Дым от костров Страшного суда поднимается вверх, образуя рваные тучи и облака – вот именно тогда клубящиеся тучи появились в живописи Эль Греко. В клубах дыма от костров сожженных снуют ангелы. Огненное небо, гарь и копоть, ополоумевшие ангелы, трубящие в пустое небо, и Мария, сложившая руки в молитвенном жесте, причем Дева обращается не к Сыну, но к буквам, заменяющим Его, обращается к символу. Изображено поклонение не Богу, но религии; не Иисусу молятся они, но идеологии Иисуса.
То, что инквизиция и Филипп действуют именем Иисуса, вопросов не вызывает. «Поклонение имени Иисуса» – это картина о религиозной идеологии.
Пламенеющее небо Эль Греко отныне будет именно так писать: оранжевый столб огня вздымается над сценой «Коронования Марии» (1591, монастырь), и пламя пылает в небе над «Троицей» (1577, Прадо). И горит вовсе не фаворский огонь.
Можно сказать, что художник обозначил главную тему творчества: идеология религии – и истинная вера. Причем эти понятия не находятся в оппозиции, вот что поразительно. Экфрасис картины объясняет то, что нарисовано, но не объясняет самой картины. На полотне Эль Греко идеология христианства и христианская вера сплавлены воедино, вот в чем суть произведения. Мученики страдают и невинно убиенные воскреснут, король Филипп фанатично жесток, а именем Божьим творят то, чего Иисус бы не одобрил, – все так; но Богоматерь прекрасна, ангелы благостны, и картина воспевает, несмотря ни на что, веру в милосердие. Как это совместить?

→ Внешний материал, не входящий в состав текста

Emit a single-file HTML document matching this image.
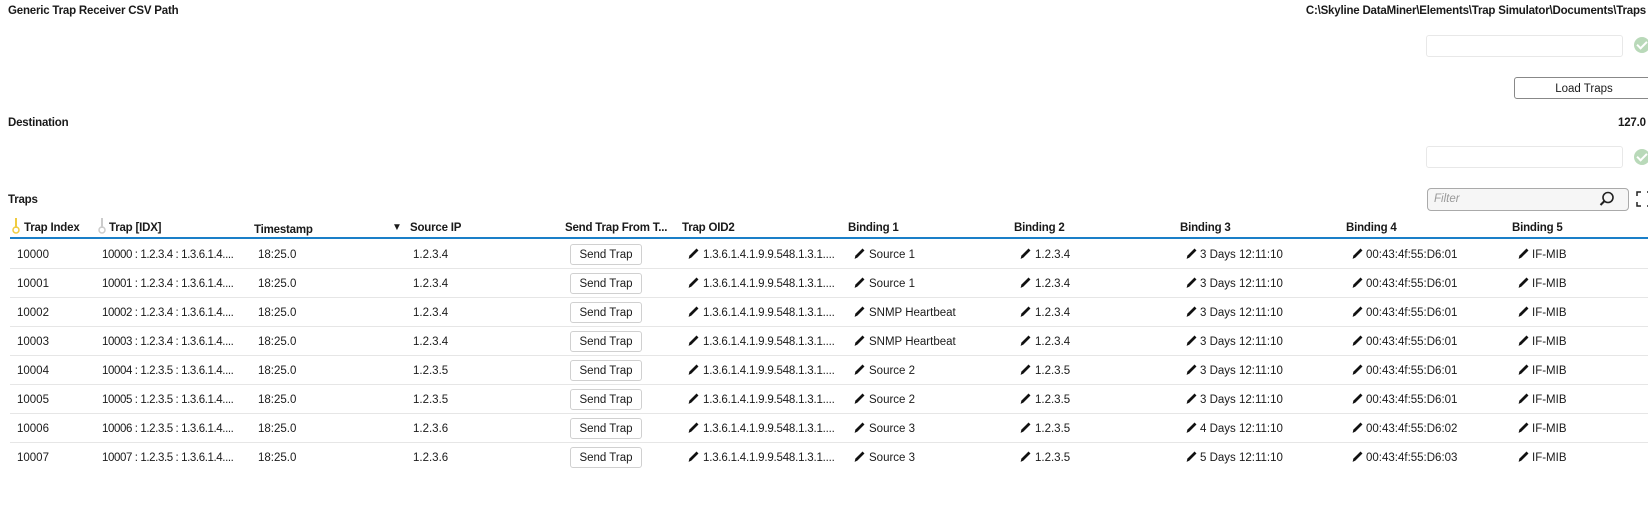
<!DOCTYPE html>
<html><head><meta charset="utf-8"><style>
body{margin:0;width:1648px;height:506px;overflow:hidden;background:#fff;font-family:"Liberation Sans",sans-serif;font-size:11.5px;color:#1a1a1a;position:relative}
.a{position:absolute;white-space:nowrap}
.b{font-weight:bold;letter-spacing:-0.2px}
.inp{position:absolute;border:1px solid #e8e8e8;border-radius:3px;background:#fff}
.chk{position:absolute;width:16px;height:16px;border-radius:50%;background:#b9d9b9}
.chk:after{content:"";position:absolute;left:5px;top:2px;width:4px;height:8px;border:solid #fff;border-width:0 2px 2px 0;transform:rotate(45deg)}
.btn{position:absolute;border:1px solid #d0d0d0;border-radius:3px;background:#fff;text-align:center;box-sizing:border-box}
.sep{position:absolute;left:10px;width:1638px;height:1px;background:#e6e6e6}
.pen{position:absolute;width:13px;height:13px}
</style></head><body>
<div class="a b" style="left:8px;top:5px">Generic Trap Receiver CSV Path</div>
<div class="a b" style="right:2px;top:5px">C:\Skyline DataMiner\Elements\Trap Simulator\Documents\Traps</div>
<div class="inp" style="left:1426px;top:35px;width:195px;height:20px"></div>
<div class="chk" style="left:1634px;top:37px"></div>
<div class="btn" style="left:1514px;top:77px;width:140px;height:22px;border-color:#888;line-height:22px">Load Traps</div>
<div class="a b" style="left:8px;top:117px">Destination</div>
<div class="a b" style="left:1618px;top:117px">127.0</div>
<div class="inp" style="left:1426px;top:146px;width:195px;height:20px"></div>
<div class="chk" style="left:1634px;top:149px"></div>
<div class="a b" style="left:8px;top:194px">Traps</div>
<div class="inp" style="left:1427px;top:188px;width:200px;height:21px;border-color:#aaa;background:#f6f6f6;border-radius:4px"></div>
<div class="a" style="left:1434px;top:193px;color:#999;font-style:italic">Filter</div>
<svg class="a" style="left:1598px;top:190px" width="18" height="18" viewBox="0 0 18 18"><circle cx="10" cy="7.5" r="5" fill="none" stroke="#222" stroke-width="1.6"/><path d="M6.5 11 L2.5 15" stroke="#222" stroke-width="2"/></svg>
<svg class="a" style="left:1636px;top:191px" width="12" height="16"><path d="M1 5V1h4M1 11v4h4M11 1h4M11 15h4" fill="none" stroke="#222" stroke-width="1.5"/></svg>
<svg class="a" style="left:12px;top:218px" width="8" height="16"><rect x="3" y="0" width="2" height="10" fill="#f0cc40"/><circle cx="4" cy="12" r="3" fill="none" stroke="#f0cc40" stroke-width="1.5"/></svg>
<svg class="a" style="left:98px;top:218px" width="8" height="16"><rect x="3" y="0" width="2" height="10" fill="#ccc"/><circle cx="4" cy="12" r="3" fill="none" stroke="#ccc" stroke-width="1.5"/></svg>
<div class="a b" style="left:24px;top:222px">Trap Index</div>
<div class="a b" style="left:109px;top:222px">Trap [IDX]</div>
<div class="a b" style="left:254px;top:224px">Timestamp</div>
<div class="a" style="left:392px;top:222px;font-size:10px">▼</div>
<div class="a b" style="left:410px;top:222px">Source IP</div>
<div class="a b" style="left:565px;top:222px">Send Trap From T...</div>
<div class="a b" style="left:682px;top:222px">Trap OID2</div>
<div class="a b" style="left:848px;top:222px">Binding 1</div>
<div class="a b" style="left:1014px;top:222px">Binding 2</div>
<div class="a b" style="left:1180px;top:222px">Binding 3</div>
<div class="a b" style="left:1346px;top:222px">Binding 4</div>
<div class="a b" style="left:1512px;top:222px">Binding 5</div>
<div class="a" style="left:10px;top:237px;width:1638px;height:2px;background:#1a7fc8"></div>
<div id="rows"></div>
<script>
var d=[["10000","1.2.3.4","1.2.3.4","Source 1","1.2.3.4","3","10","01"],
["10001","1.2.3.4","1.2.3.4","Source 1","1.2.3.4","3","10","01"],
["10002","1.2.3.4","1.2.3.4","SNMP Heartbeat","1.2.3.4","3","10","01"],
["10003","1.2.3.4","1.2.3.4","SNMP Heartbeat","1.2.3.4","3","10","01"],
["10004","1.2.3.5","1.2.3.5","Source 2","1.2.3.5","3","10","01"],
["10005","1.2.3.5","1.2.3.5","Source 2","1.2.3.5","3","10","01"],
["10006","1.2.3.5","1.2.3.6","Source 3","1.2.3.5","4","10","02"],
["10007","1.2.3.5","1.2.3.6","Source 3","1.2.3.5","5","10","03"]];
var pen='<svg viewBox="0 0 12 12" width="13" height="13"><path d="M1.5 11 L2.2 8 L8.8 1.4 L10.6 3.2 L4 9.8 Z" fill="#111"/></svg>';
var h="";
d.forEach(function(r,i){var c=254+29*i,t=c-5;
function tx(x,s){h+='<div class="a" style="left:'+x+'px;top:'+t+'px">'+s+'</div>';}
function pn(x){h+='<div class="pen" style="left:'+x+'px;top:'+(c-7)+'px">'+pen+'</div>';}
tx(17,r[0]);tx(102,'<span style="letter-spacing:-0.4px">'+r[0]+" : "+r[1]+" : 1.3.6.1.4....</span>");tx(258,"18:25.0");tx(413,r[2]);
h+='<div class="btn" style="left:570px;top:'+(c-10)+'px;width:72px;height:21px;line-height:21px">Send Trap</div>';
pn(687);tx(703,'<span style="letter-spacing:-0.2px">1.3.6.1.4.1.9.9.548.1.3.1....</span>');
pn(853);tx(869,r[3]);pn(1019);tx(1035,r[4]);
pn(1185);tx(1200,r[5]+" Days 12:11:10");pn(1351);tx(1366,"00:43:4f:55:D6:"+r[7]);
pn(1517);tx(1532,"IF-MIB");
if(i<7)h+='<div class="sep" style="top:'+(c+14)+'px"></div>';});
document.getElementById("rows").innerHTML=h;
</script>
</body></html>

Еще более поразительная в этом отношении вещь – «Святой Иероним в образе кардинала» (1610, Метрополитен). Изображен седобородый иерарх, облаченный в красную кардинальскую мантию; поскольку Эль Греко оставил портреты двух Великих инквизиторов (Ниньо де Гевара и Пардо де Тавера), сидящих точно так же и тоже облаченных в кардинальское красное, – сложно не связать между собой все три образа. Три портрета образуют единое высказывание.
Иеронима художник пожелал представить если не инквизитором, то идеологом церкви. Фактически это недалеко от истины. Иероним перевел на латынь Ветхий Завет и исправил перевод Нового Завета: в той мере, в какой Священное Писание является инструментом идеологии, святой Иероним является, как сказали бы в XX в., основоположником идеологии. Нарисовать Иеронима так – в Испании конца XVI в. значит примерно то же самое, что в России начала XX в. нарисовать Маркса с «Капиталом» в руке.

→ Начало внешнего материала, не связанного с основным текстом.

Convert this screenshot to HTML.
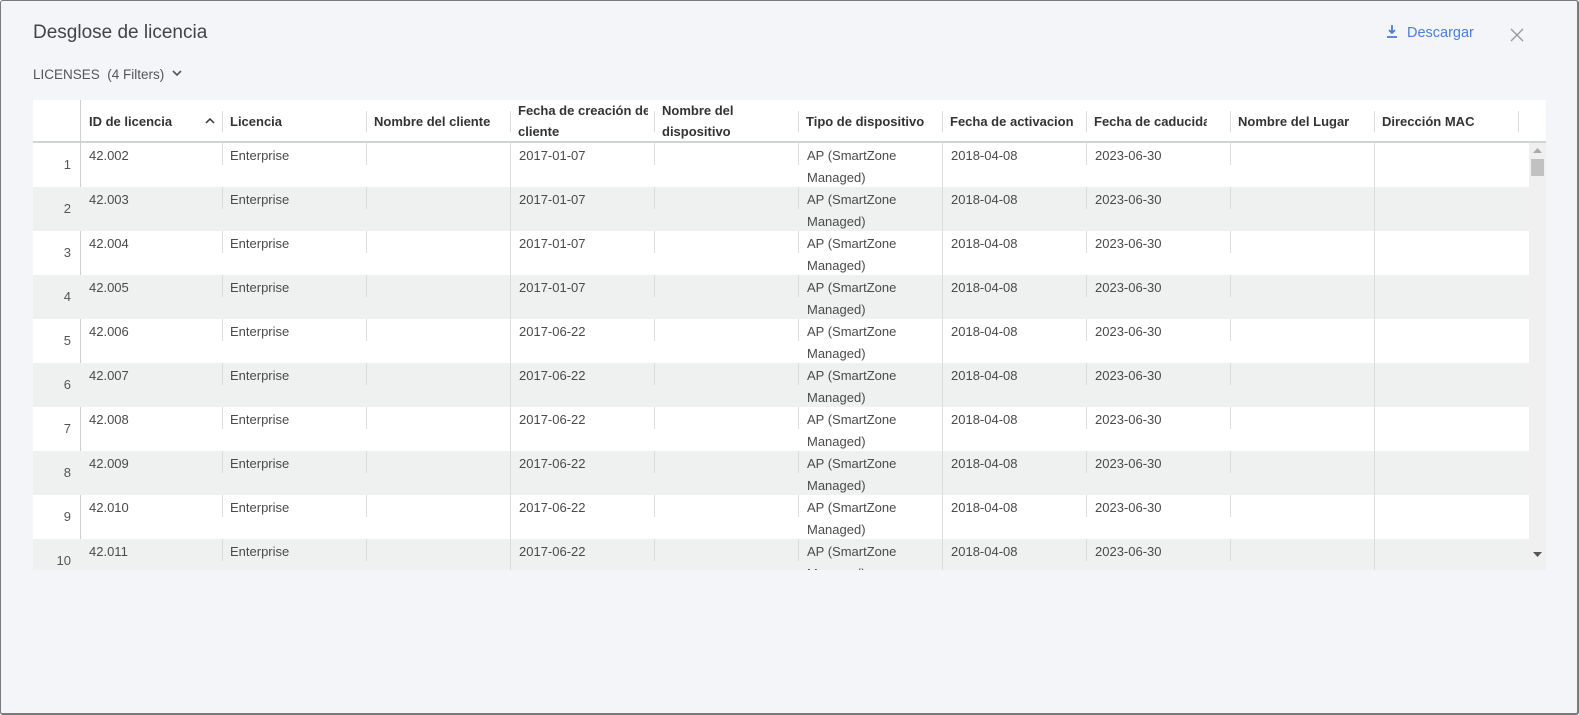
<!DOCTYPE html>
<html><head><meta charset="utf-8"><style>
*{margin:0;padding:0;box-sizing:border-box}
body{width:1579px;height:715px;background:#f3f5f9;font-family:"Liberation Sans",sans-serif;color:#333;position:relative;overflow:hidden}
.frame{position:absolute;left:0;top:0;width:1579px;height:715px;border:1px solid #7a7a7a;border-right-width:2px;border-bottom-width:2px;border-radius:3px}
.title{position:absolute;left:33px;top:22px;font-size:19px;color:#444}
.lic{position:absolute;left:33px;top:67px;font-size:13.5px;color:#555}
.dl{position:absolute;left:1385px;top:24px;font-size:14.5px;color:#4a7fd8}
.x{position:absolute;left:1510px;top:25px;font-size:20px;color:#999}
.tbl{position:absolute;left:33px;top:100px;width:1513px;height:470px;background:#fff;overflow:hidden}
.hdr{position:absolute;left:0;top:0;height:43px;width:1513px;border-bottom:2px solid #cfd3d8;background:#fff}
.h{position:absolute;font-size:13px;font-weight:bold;color:#333;line-height:21px}
.sep{position:absolute;width:1px;background:#dcdcdc}
.row{position:absolute;left:0;width:1496px;height:44px}
.row.alt{background:#eff0f0}
.c{position:absolute;top:2px;font-size:13px;line-height:21.5px;color:#4a4a4a}
.n{position:absolute;left:0;width:38px;text-align:right;top:14px;font-size:13px;color:#555}
.sb{position:absolute;left:1496px;top:43px;width:17px;height:427px;background:#f0f0f0}
</style></head><body>
<div class="frame"></div>
<div class="title">Desglose de licencia</div>
<div class="lic">LICENSES&nbsp; (4 Filters) &nbsp;<svg width="10" height="7" viewBox="0 0 10 7" style="vertical-align:2px"><path d="M1 1l4 4 4-4" stroke="#555" stroke-width="1.6" fill="none"/></svg></div>
<div class="dl"><svg width="14" height="15" viewBox="0 0 14 15" style="vertical-align:-2px;margin-right:8px"><path d="M7 1v8M4 6l3 3 3-3" stroke="#4a7fd8" stroke-width="1.8" fill="none"/><path d="M2 13h10" stroke="#4a7fd8" stroke-width="1.8"/></svg>Descargar</div>
<div class="x"><svg width="14" height="14" viewBox="0 0 14 14"><path d="M1 1l12 12M13 1L1 13" stroke="#999" stroke-width="1.4"/></svg></div>
<div class="tbl">
<div class="hdr">
<div class="sep" style="left:47px;top:0;height:470px;background:#cfcfcf"></div>
<div class="h" style="left:56px;top:11px">ID de licencia</div>
<svg style="position:absolute;left:172px;top:18px" width="10" height="6" viewBox="0 0 10 6"><path d="M1 5l4-4 4 4" stroke="#333" stroke-width="1.5" fill="none"/></svg>
<div class="sep" style="left:189px;top:11px;height:21px"></div>
<div class="h" style="left:197px;top:11px">Licencia</div>
<div class="sep" style="left:333px;top:11px;height:21px"></div>
<div class="h" style="left:341px;top:11px">Nombre del cliente</div>
<div class="sep" style="left:477px;top:11px;height:21px"></div>
<div class="h" style="left:485px;top:0px;width:130px;white-space:nowrap;overflow:hidden">Fecha de creación del<br>cliente</div>
<div class="sep" style="left:621px;top:11px;height:21px"></div>
<div class="h" style="left:629px;top:0px">Nombre del<br>dispositivo</div>
<div class="sep" style="left:765px;top:11px;height:21px"></div>
<div class="h" style="left:773px;top:11px">Tipo de dispositivo</div>
<div class="sep" style="left:909px;top:11px;height:21px"></div>
<div class="h" style="left:917px;top:11px;width:126px;white-space:nowrap;overflow:hidden">Fecha de activacion</div>
<div class="sep" style="left:1053px;top:11px;height:21px"></div>
<div class="h" style="left:1061px;top:11px;width:113px;white-space:nowrap;overflow:hidden">Fecha de caducidad</div>
<div class="sep" style="left:1197px;top:11px;height:21px"></div>
<div class="h" style="left:1205px;top:11px">Nombre del Lugar</div>
<div class="sep" style="left:1341px;top:11px;height:21px"></div>
<div class="h" style="left:1349px;top:11px">Dirección MAC</div>
<div class="sep" style="left:1485px;top:11px;height:21px"></div>
</div>
<div id="rows"></div>
<div class="sb">
<svg style="position:absolute;left:4px;top:5px" width="9" height="5"><path d="M0 5L4.5 0 9 5z" fill="#aaa"/></svg>
<div style="position:absolute;left:2px;top:16px;width:13px;height:17px;background:#c1c1c1"></div>
<svg style="position:absolute;left:4px;top:409px" width="9" height="5"><path d="M0 0L4.5 5 9 0z" fill="#555"/></svg>
</div>
</div>
<script>
var ids=["42.002","42.003","42.004","42.005","42.006","42.007","42.008","42.009","42.010","42.011"];
var fc=["2017-01-07","2017-01-07","2017-01-07","2017-01-07","2017-06-22","2017-06-22","2017-06-22","2017-06-22","2017-06-22","2017-06-22"];
var h="";
for(var i=0;i<10;i++){
var t=43+i*44;
h+='<div class="row'+(i%2?' alt':'')+'" style="top:'+t+'px">'+
'<div class="n">'+(i+1)+'</div>'+
'<div class="c" style="left:56px">'+ids[i]+'</div>'+
'<div class="sep" style="left:189px;top:0;height:22px"></div>'+
'<div class="c" style="left:197px">Enterprise</div>'+
'<div class="sep" style="left:333px;top:0;height:22px"></div>'+
'<div class="sep" style="left:477px;top:0;height:44px"></div>'+
'<div class="c" style="left:486px">'+fc[i]+'</div>'+
'<div class="sep" style="left:621px;top:0;height:22px"></div>'+
'<div class="sep" style="left:765px;top:0;height:22px"></div>'+
'<div class="c" style="left:774px">AP (SmartZone<br>Managed)</div>'+
'<div class="sep" style="left:909px;top:0;height:44px"></div>'+
'<div class="c" style="left:918px">2018-04-08</div>'+
'<div class="sep" style="left:1053px;top:0;height:22px"></div>'+
'<div class="c" style="left:1062px">2023-06-30</div>'+
'<div class="sep" style="left:1197px;top:0;height:22px"></div>'+
'<div class="sep" style="left:1341px;top:0;height:44px"></div>'+
'</div>';
}
document.getElementById("rows").innerHTML=h;
</script>
</body></html>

Сам Иероним Стридонский кардиналом не был, кардинальского сана в его время еще не существовало; однако канон (точнее сказать, традиция) рекомендует изображать Иеронима в келье в чине кардинала. Так художники воздают дань значению Иеронима в церковной иерархии, ведь и Маркса рисовали на советских знаменах рядом со Сталиным и Лениным, хотя Маркс не был председателем политбюро. Главным в сюжете «Иероним в келье», впрочем, является не статус церковного иерарха, но ученые занятия, кабинет с книгами, череп – знак бренности, – стоящий подле книг на столе, песочные часы, лев, прирученный монахом, и т. д. Эль Греко в своей интерпретации Иеронима настаивает именно на том, что этот человек – иерарх, высшая власть, имеет право решать. Перед кардиналом (идеологом? инквизитором?) лежит раскрытая книга, и кардинал Иероним одной рукой придерживает страницу, а другой властно опирается на книгу, словно утверждая написанный там закон. Именно этим жестом упирается в страницу книги эльгрековский апостол Павел (см. несколько вариантов картины «Петр и Павел» – Эрмитаж или Стокгольмский музей). Павел – создатель Церкви, его жест утверждает: все будет так, как сказано вот здесь, в соответствии с буквой. Столь же уверен в правоте и кардинал Иероним на картине Эль Греко.
Сколь отличен образ властного Иеронима от Иеронимов – пустынников и келейных подвижников. Эль Греко пишет не ученого и не пустынника: перед нами идеолог, колебаний не знает. И в качестве идеолога такой Иероним, конечно же, должен быть кардиналом.
Красный цвет кардинальской мантии – особый. Эль Греко учился у Тициана, но пурпур пишет не так, как венецианцы. У Тинторетто и Тициана жаркий пурпурный цвет успокаивает глаз величием; тяжкие мантии дожей воплощают почетное бремя власти. Это могущественный цвет. Венецианцы любят нагнетать жар и тяжесть пурпура – в тенях доходит до багряных и сливовых оттенков; на свету пурпур сверкает зарницей: все богатство щедрой венецианской палитры проявляется в этом, столь важном для Венеции, цвете.